My husband and I have been together for over twenty years. That’s a very long time. We met in high school and watched each other graduate high school, college, and graduate school, find (and change) careers, and become parents. We watched each other become adults and now we are watching each other age. We have had days together that glow in my memory as my most favorite days and we have had days that crushed me and hurt so deeply I was sure I wouldn’t recover. Through it all, however, my husband has remained “my person”. He’s the one I could not spend my life without. The thought of losing him makes my stomach ache and when these thoughts cross my mind I will usually seek him out for a smile, a quick touch, or even just a “Hey, how’s your day?” over the phone to remind me that he’s still here, by my side, like always.
Our twenty-something year relationship is special and I am well aware of its rarity. Many couples who meet and marry young will find themselves divorced. Most people meet their spouse later in life and hit the twenty-year mark well into their forties or even fifty. For us, beginning our relationship as teenagers means:
1. I don’t remember when I met my husband. We met in high school during my sophomore (his junior) year. I think. I have no recollection of someone introducing him to me. I don’t remember the first time he spoke to me. He just was, one day, in my circle of acquaintances.
2. My entire adult life has been spent with my husband by my side. Every “grown up” decision I’ve made, I discussed first with him. He was there as I matured, learned from mistakes, and grew into adulthood. I discovered and became the person I wanted to be with my husband as my greatest influence.
3. I don’t remember our first kiss or our first date. I don’t remember introducing him to my parents. I don’t remember meeting his for the first time. All of those relationship “firsts” that every couple has? I don’t remember most of them.
4. Almost every “first” in my adult life has been experienced and celebrated with him. My first job, my first apartment, and my first car bought completely on my own—all my elation and excitement was shared with him. My first house, my first pregnancy, and my first child were all his first too.
5. The most challenging battles of my life thus far have been fought with him by my side. Health scares, money struggles, career changes, and parenting (this biggest challenge of all) have been our problems to share. Some days these challenges tested the strength of our relationship but we have always pulled through, still standing by each other’s side.
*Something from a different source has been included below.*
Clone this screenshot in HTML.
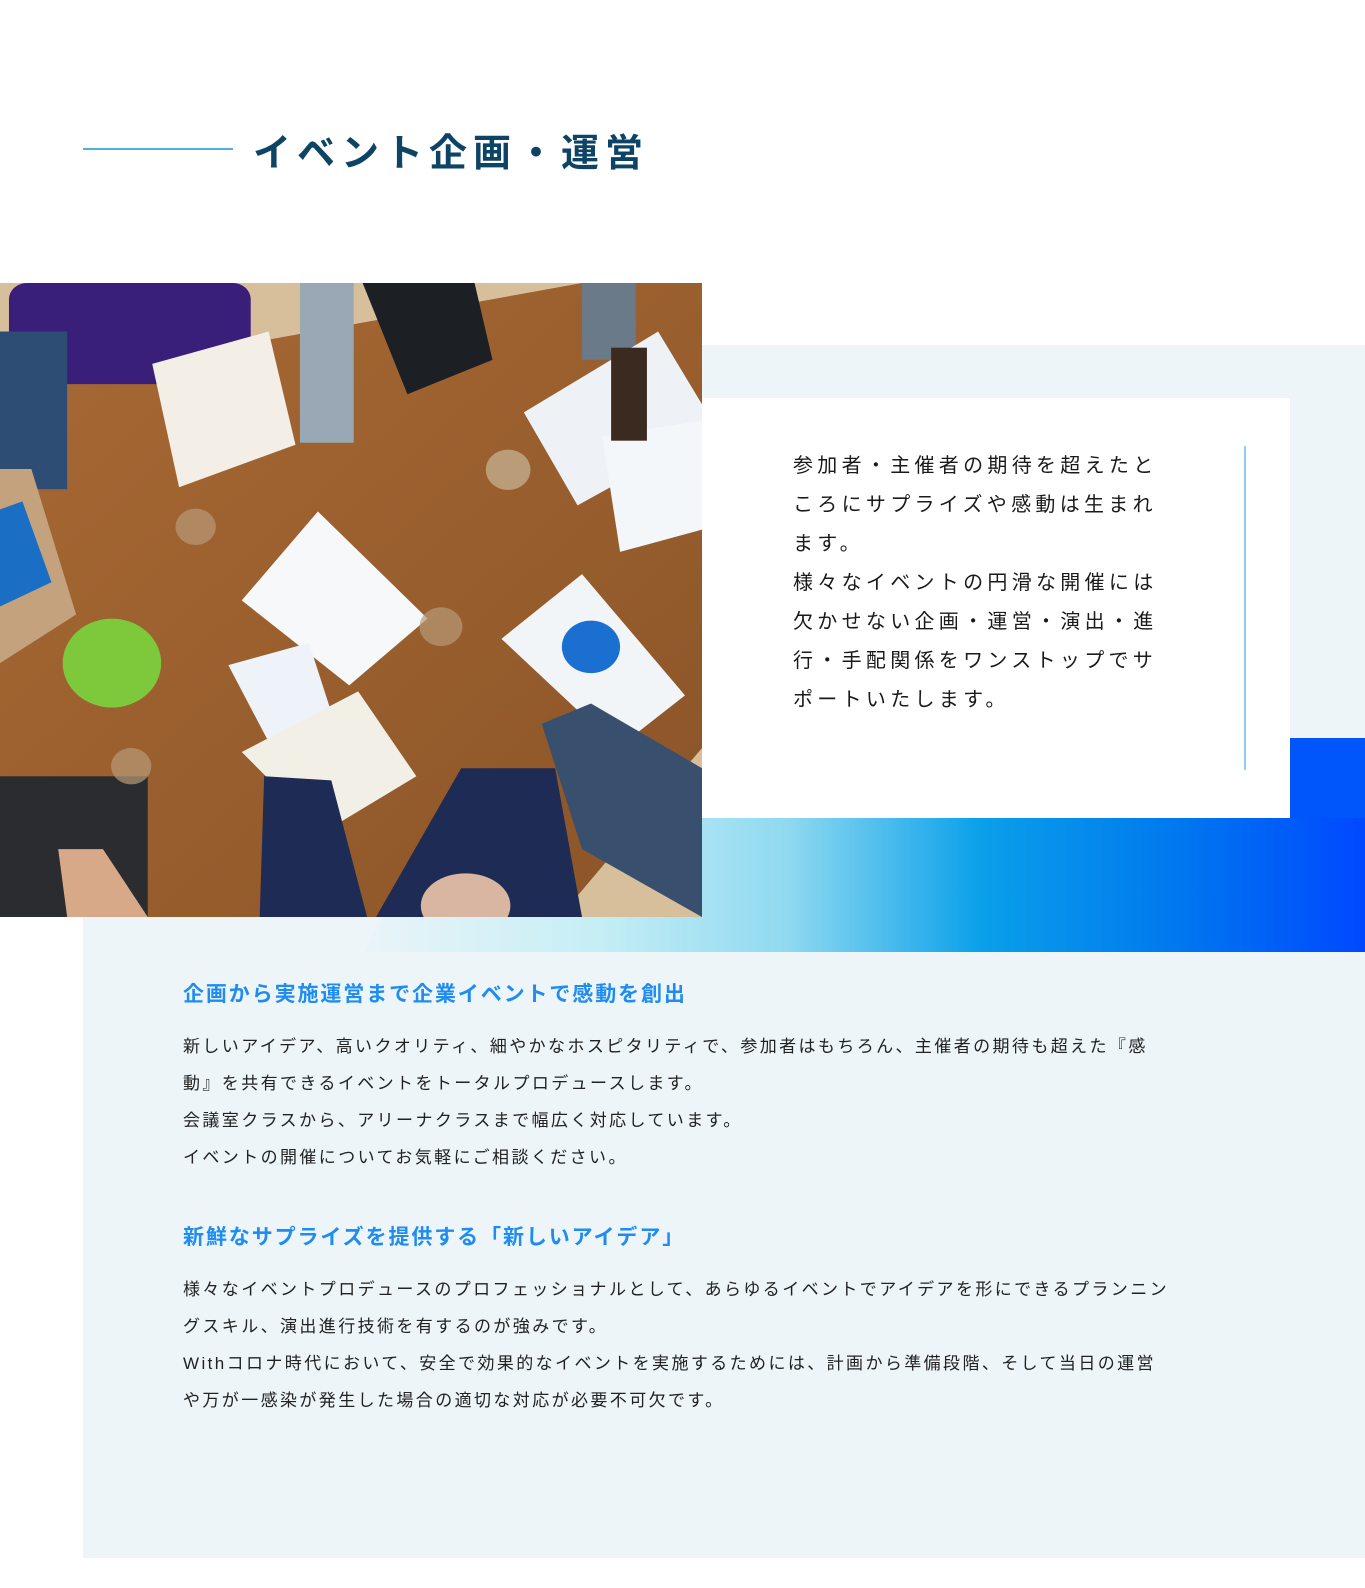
<!DOCTYPE html>
<html><head><meta charset="utf-8">
<style>
*{margin:0;padding:0;box-sizing:border-box}
html,body{width:1365px;height:1588px;background:#fff;overflow:hidden}
body{position:relative;font-family:"Liberation Sans","Noto Sans CJK JP",sans-serif;color:#1a1a1a}
.abs{position:absolute}
.title{left:253px;top:128px;font-size:38px;font-weight:bold;color:#0d4466;letter-spacing:6px;line-height:52px;white-space:nowrap}
.tline{left:83px;top:148px;width:150px;height:2px;background:#4fb0e0}
.bgR{left:702px;top:345px;width:663px;height:600px;background:#edf5f9}
.bgB{left:83px;top:917px;width:1282px;height:641px;background:#edf5f9}
.grad{left:83px;top:818px;width:1282px;height:134px;background:linear-gradient(90deg,rgba(237,245,249,0) 0%,rgba(237,245,249,0) 20%,#c6eef5 40%,#8fd9f0 55%,#0aa0ea 70%,#0079ee 85%,#0048ff 100%);clip-path:polygon(27% 0,100% 0,100% 100%,22% 100%)}
.blk{left:1290px;top:738px;width:75px;height:90px;background:#0056fb}
.card{left:702px;top:398px;width:588px;height:420px;background:#fff}
.vline{left:1244px;top:446px;width:2px;height:324px;background:#8dcff0}
.ctext{left:793px;top:447px;width:370px;font-size:20px;letter-spacing:4.3px;line-height:39px;color:#1a1a1a}
h3{position:absolute;left:183px;font-size:21px;font-weight:bold;color:#1e8cf0;letter-spacing:1.9px;white-space:nowrap}
.p{position:absolute;left:183px;width:992px;font-size:17px;letter-spacing:2.4px;line-height:37px;color:#222}
.photo{left:0;top:283px;width:702px;height:634px}
</style></head><body>
<div class="abs tline"></div>
<div class="abs title">イベント企画・運営</div>
<div class="abs bgR"></div>
<div class="abs bgB"></div>
<div class="abs blk"></div>
<div class="abs grad"></div>
<div class="abs card"></div>
<div class="abs vline"></div>
<div class="abs ctext">参加者・主催者の期待を超えたところにサプライズや感動は生まれます。<br>様々なイベントの円滑な開催には欠かせない企画・運営・演出・進行・手配関係をワンストップでサポートいたします。</div>
<svg class="abs photo" viewBox="0 0 1568 1568" preserveAspectRatio="none">
<defs><linearGradient id="w" x1="0" y1="0" x2="1" y2="1"><stop offset="0" stop-color="#a86a35"/><stop offset=".5" stop-color="#9a5f2e"/><stop offset="1" stop-color="#8a5428"/></linearGradient></defs>
<rect width="1568" height="1568" fill="#d8bf9c"/>
<polygon points="100,240 1300,0 1568,0 1568,1150 1250,1568 200,1568 0,1300 0,450" fill="url(#w)"/>
<rect x="20" y="0" width="540" height="250" fill="#3a1f7a" rx="40"/>
<polygon points="340,200 600,120 660,400 400,505" fill="#f3efe6"/>
<rect x="670" y="0" width="120" height="395" fill="#9aa7b5"/>
<polygon points="810,0 1060,0 1100,190 910,275" fill="#1c1f24"/>
<rect x="1300" y="0" width="120" height="190" fill="#6a7a88"/>
<polygon points="1170,320 1470,120 1568,300 1568,380 1290,550" fill="#eef2f6"/>
<polygon points="1345,380 1568,340 1568,610 1385,665" fill="#f4f7fa"/>
<rect x="1365" y="160" width="80" height="230" fill="#3b2a20"/>
<rect x="0" y="120" width="150" height="390" fill="#2e4d75"/>
<polygon points="0,460 70,460 170,820 0,940" fill="#c4a27e"/>
<polygon points="0,560 50,540 115,740 0,800" fill="#1a6fc4"/>
<polygon points="540,785 710,565 955,830 780,995" fill="#f6f8fa"/>
<polygon points="510,945 690,890 760,1130 600,1135" fill="#eef3fa"/>
<polygon points="540,1160 800,1010 930,1220 720,1360" fill="#f2efe7"/>
<polygon points="1120,880 1300,720 1530,1020 1380,1150" fill="#f2f5f8"/>
<circle cx="1320" cy="900" r="65" fill="#1a6fd0"/>
<circle cx="250" cy="940" r="110" fill="#7ec83c"/>
<rect x="0" y="1220" width="330" height="348" fill="#2a2c30"/>
<polygon points="130,1400 230,1400 330,1568 150,1568" fill="#d8a989"/>
<polygon points="590,1220 740,1230 820,1568 580,1568" fill="#1e2c55"/>
<polygon points="1030,1200 1240,1200 1300,1568 840,1568" fill="#1e2c55"/>
<ellipse cx="1040" cy="1540" rx="100" ry="80" fill="#d9b6a2"/>
<polygon points="1210,1090 1320,1040 1568,1200 1568,1568 1300,1400" fill="#38506e"/>
<circle cx="1135" cy="462" r="50" fill="#c9b79a" opacity=".7"/>
<circle cx="437" cy="603" r="45" fill="#b89a78" opacity=".7"/>
<circle cx="985" cy="850" r="48" fill="#b89a78" opacity=".7"/>
<circle cx="293" cy="1195" r="45" fill="#b89a78" opacity=".7"/>
</svg>
<h3 style="top:978px">企画から実施運営まで企業イベントで感動を創出</h3>
<div class="p" style="top:1028px">新しいアイデア、高いクオリティ、細やかなホスピタリティで、参加者はもちろん、主催者の期待も超えた『感<br>動』を共有できるイベントをトータルプロデュースします。<br>会議室クラスから、アリーナクラスまで幅広く対応しています。<br>イベントの開催についてお気軽にご相談ください。</div>
<h3 style="top:1221px">新鮮なサプライズを提供する「新しいアイデア」</h3>
<div class="p" style="top:1271px">様々なイベントプロデュースのプロフェッショナルとして、あらゆるイベントでアイデアを形にできるプランニン<br>グスキル、演出進行技術を有するのが強みです。<br>Withコロナ時代において、安全で効果的なイベントを実施するためには、計画から準備段階、そして当日の運営<br>や万が一感染が発生した場合の適切な対応が必要不可欠です。</div>
</body></html>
6. We each know exactly how to make the other laugh. We have “inside jokes” that go back twenty years. We can get a giggle out of the other with one word, one look, or one well-placed poke. We can spend days exclusively in each other’s company laughing, talking, and enjoying each other.
7. We are each experts when it comes to knowing how to drive the other completely insane. There are days when I have absolutely no idea how we managed to tolerate each other for so long.
8. We have seen each other at our best. We have witnessed amazing acts of courage, strength, and brilliance. We can speak about each other with pride and share stories of each other’s greatness.
9. We have seen each other at our worst. Hideous arguments, bad decisions, moments of disappointment–those memories will always be there for us to learn from and hopefully not repeat.
10. The love we have for each other is absolute. It usually isn’t loud and some days we may not even feel it or show it. It’s there though. It’s there every morning when we wake up and turn to each other to greet each other and the day. It’s there when we watch one of our children do something amazing, funny, or infuriating and our eyes turn to each other to share our thoughts and feelings. Our love is there when he cleans my hair out of the shower drain and when I pick up his dirty socks. It’s there when we drop our children with their grandparents for the weekend and we reach for each other’s hands as we make our escape, giddy with excitement for some time together.